Memory Subsystem Bandwidth

While the Xeon E5 has ample bandwidth for most applications courtesy of the massive quad-channel memory subsystem, the Xeon E3 and Atom C2000 only have two memory channels. The Xeon E3 and Atom C2000 also do not support the fastest DRAM modules (DDR3-1600, Xeon E5: DDR4-2133), so memory bandwidth can be a problem for some applications.

We measured the memory bandwidth in Linux. The binary was compiled with the Open64 compiler 5.0 (Opencc). It is a multi-threaded, OpenMP based, 64-bit binary. The following compiler switches were used:

-Ofast -mp -ipa

To keep things simple, we only report the Triad sub-benchmark of our OpenMP enabled Stream benchmark.

Stream Triad

First of all, we should note that the clock speed of the CPU has very little influence on the Stream score. Notice the small difference (12.7%) between the Xeon E3-1240 that can boost to 3.6GHz and the Xeon E3-1230L that is limited to 2.3GHz (Turbo Boost with four cores busy).

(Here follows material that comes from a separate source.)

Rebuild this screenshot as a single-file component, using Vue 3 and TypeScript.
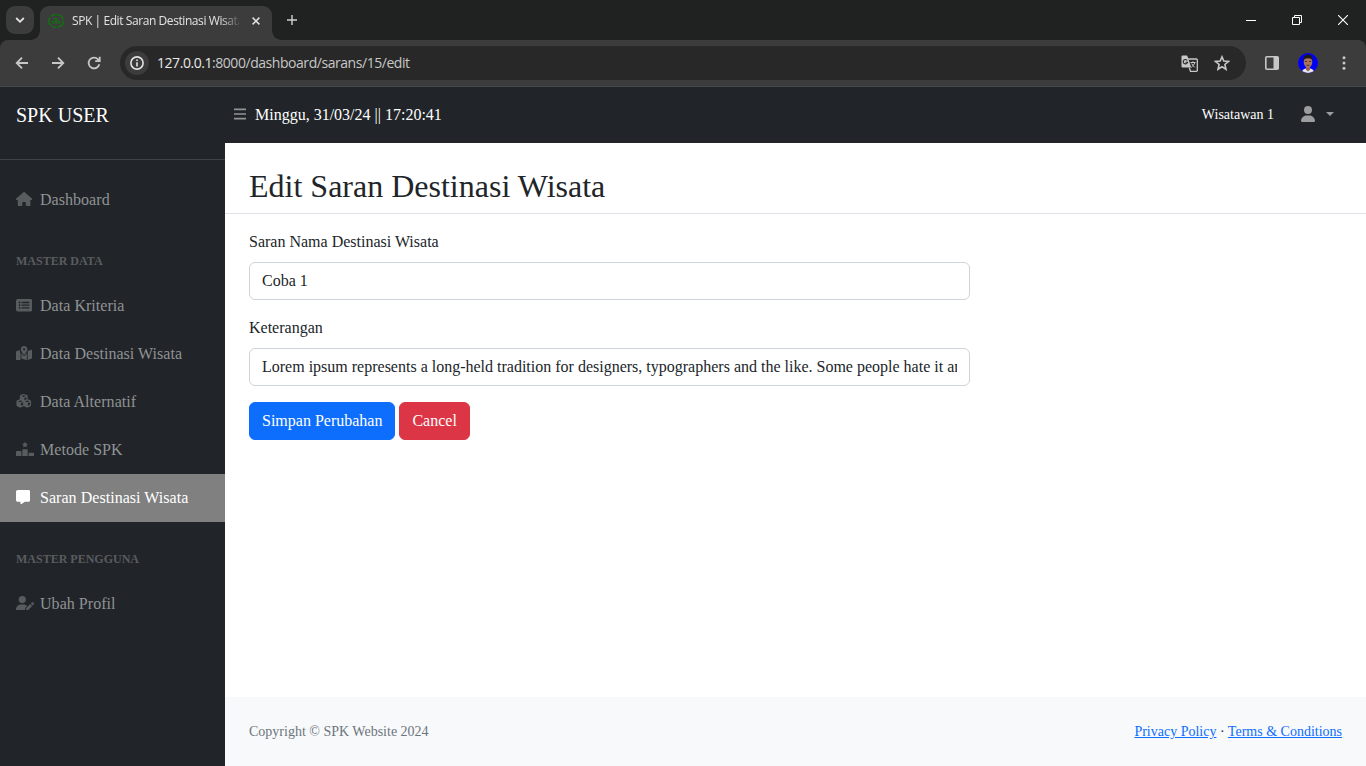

The Xeon E3-1200 v3 is slightly more efficient than the Xeon E3-1200 v2; we measured a 7% bandwidth improvement. The Xeon E3 also offers up to 33% more bandwidth than the Atom C2750 with the same DIMMs.

To do an apples-to-apples comparison with the X-Gene 1, we compiled the same OpenMP enabled Stream benchmark (O3 –fopenmp –static).

Stream Triad GCC 4.8.2

The Xeon E3 has the most efficient memory controller: it can extract almost as much bandwidth as the quad-channel memory controller of the X-Gene and about 46% more than the Atom. Our guess is that the X-Gene still has quite a bit of headroom to improve the memory subsystem. There is work to be done on the compiler side and on the hardware.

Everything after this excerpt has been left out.